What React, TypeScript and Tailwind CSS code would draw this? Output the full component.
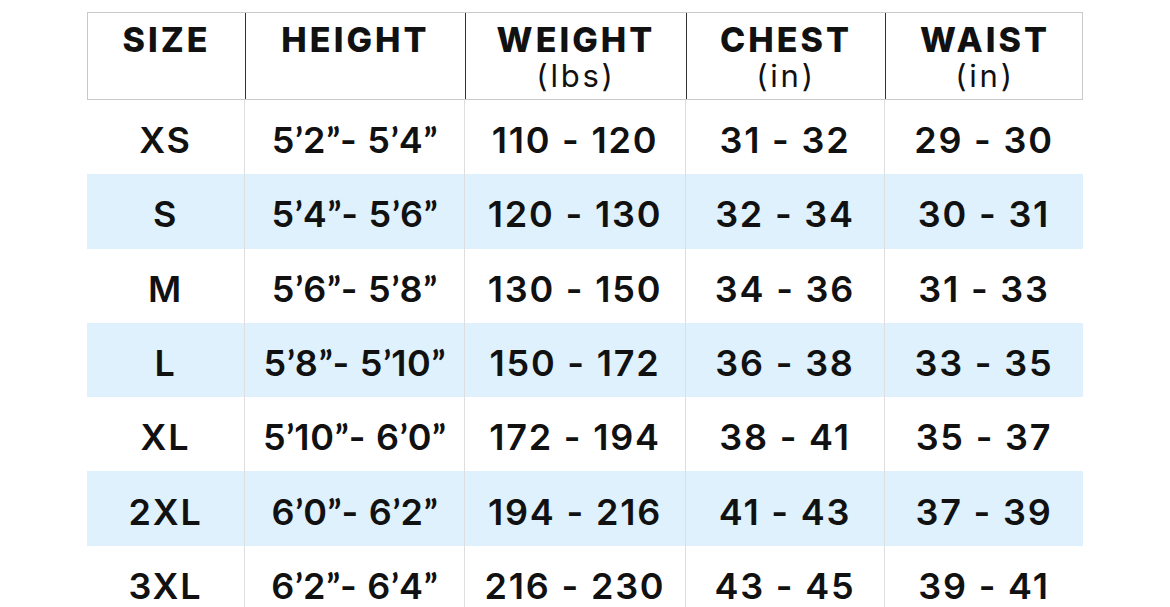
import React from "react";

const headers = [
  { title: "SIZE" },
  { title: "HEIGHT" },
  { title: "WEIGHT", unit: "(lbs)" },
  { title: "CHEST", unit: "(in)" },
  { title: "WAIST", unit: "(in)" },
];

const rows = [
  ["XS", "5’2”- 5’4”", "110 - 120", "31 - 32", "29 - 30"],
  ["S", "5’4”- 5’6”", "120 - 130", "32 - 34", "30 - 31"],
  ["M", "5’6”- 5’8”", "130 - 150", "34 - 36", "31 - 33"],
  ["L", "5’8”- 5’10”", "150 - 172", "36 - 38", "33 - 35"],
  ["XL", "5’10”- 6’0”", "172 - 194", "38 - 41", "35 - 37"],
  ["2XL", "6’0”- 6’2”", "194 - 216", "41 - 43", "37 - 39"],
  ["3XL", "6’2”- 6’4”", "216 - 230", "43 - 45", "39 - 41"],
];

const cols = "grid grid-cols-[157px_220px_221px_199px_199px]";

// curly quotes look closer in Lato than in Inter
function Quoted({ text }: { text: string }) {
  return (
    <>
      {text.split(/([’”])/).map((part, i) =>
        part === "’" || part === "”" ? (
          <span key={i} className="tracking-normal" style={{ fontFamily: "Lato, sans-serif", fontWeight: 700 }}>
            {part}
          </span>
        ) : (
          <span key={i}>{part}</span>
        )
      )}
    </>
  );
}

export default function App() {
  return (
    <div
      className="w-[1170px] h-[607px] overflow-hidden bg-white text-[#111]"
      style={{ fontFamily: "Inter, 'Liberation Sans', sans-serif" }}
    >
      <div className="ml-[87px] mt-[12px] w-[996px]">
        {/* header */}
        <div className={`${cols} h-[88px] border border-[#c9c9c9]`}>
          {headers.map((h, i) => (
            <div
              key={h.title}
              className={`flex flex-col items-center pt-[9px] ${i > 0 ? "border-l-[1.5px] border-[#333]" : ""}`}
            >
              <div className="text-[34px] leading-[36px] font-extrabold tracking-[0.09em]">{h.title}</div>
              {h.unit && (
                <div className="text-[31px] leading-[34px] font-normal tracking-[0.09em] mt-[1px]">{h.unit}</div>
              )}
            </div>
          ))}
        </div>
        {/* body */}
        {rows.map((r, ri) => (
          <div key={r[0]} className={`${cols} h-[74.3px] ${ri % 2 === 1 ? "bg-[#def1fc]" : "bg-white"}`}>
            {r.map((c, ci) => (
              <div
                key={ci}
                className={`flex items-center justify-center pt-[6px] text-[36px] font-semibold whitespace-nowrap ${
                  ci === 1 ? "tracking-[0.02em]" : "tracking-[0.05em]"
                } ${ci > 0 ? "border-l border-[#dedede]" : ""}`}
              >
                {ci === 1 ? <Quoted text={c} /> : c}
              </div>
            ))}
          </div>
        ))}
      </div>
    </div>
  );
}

▶ **Short problem**: Lines containing the string "React" should be counted; reply with their number and nothing more.

▶ **Finished task**: 2